E.g. imagine how much innovation would occur on federated platforms like Mastodon if people had $100/year they could only allocate to such a service, and they didn't want to find Twitter or Facebook.

Otherwise to parrot your comment, in conclusion, it's even further "not as simple as that" - as in you need to design the system to counter tyranny as well, there needs to be balance maintained where freedom is what is outweighing control; and freedom will cost more than control - it's quality over quantity (economies of scale), necessary cost is something we shouldn't be hypersensitive to or hypervigilant for, however most of us are due to the now artificial scarcity mindset most of us have, where mechanisms like $1000/month UBI will allow us as an organism to destress, Maslow's Hierarchy of Needs, and focus on/care about the more holistic, less focused on self and survival of only self.

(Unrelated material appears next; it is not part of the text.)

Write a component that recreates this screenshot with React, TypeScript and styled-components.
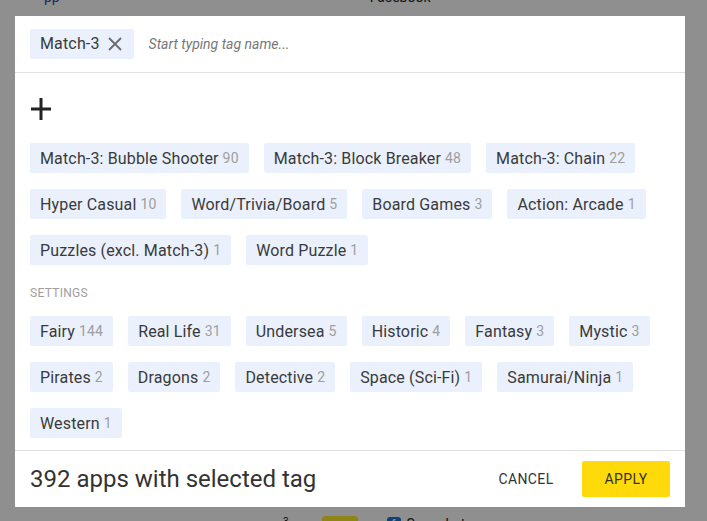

renjimen wrote at 2020-10-31 02:49:27:

Yep, I totally agree there are ways to make social media competitive, and you’ve given some good ideas. I hadn’t thought about a UBI style fund for social media. Not sure it would work in practise with the global nature of social networks, but cool idea

Seam0nkey wrote at 2020-10-29 23:40:39:

Platforms have the problem of scale. If I don't like how facebook or twitter are contributing to the information ecosystem I could go hang out on Gab or some other niche platform - but the tradeoff is that the people I want to interact with aren't there. These systems are inertial - while it is a great idea that future platforms should implement design choices that incentivize a well informed public and discourage conspiracy-mongering and misinformation that doesn't fix the issues with the current information ecosystem for years if not decades to come. Even if users were well informed about content moderation policies (they aren't), and users were rational actors (they're not), there are other goods involved that prevent that sort of ordered transition scenario. Frankly large scale platforms need to make significant changes to how they handle their role in information-space.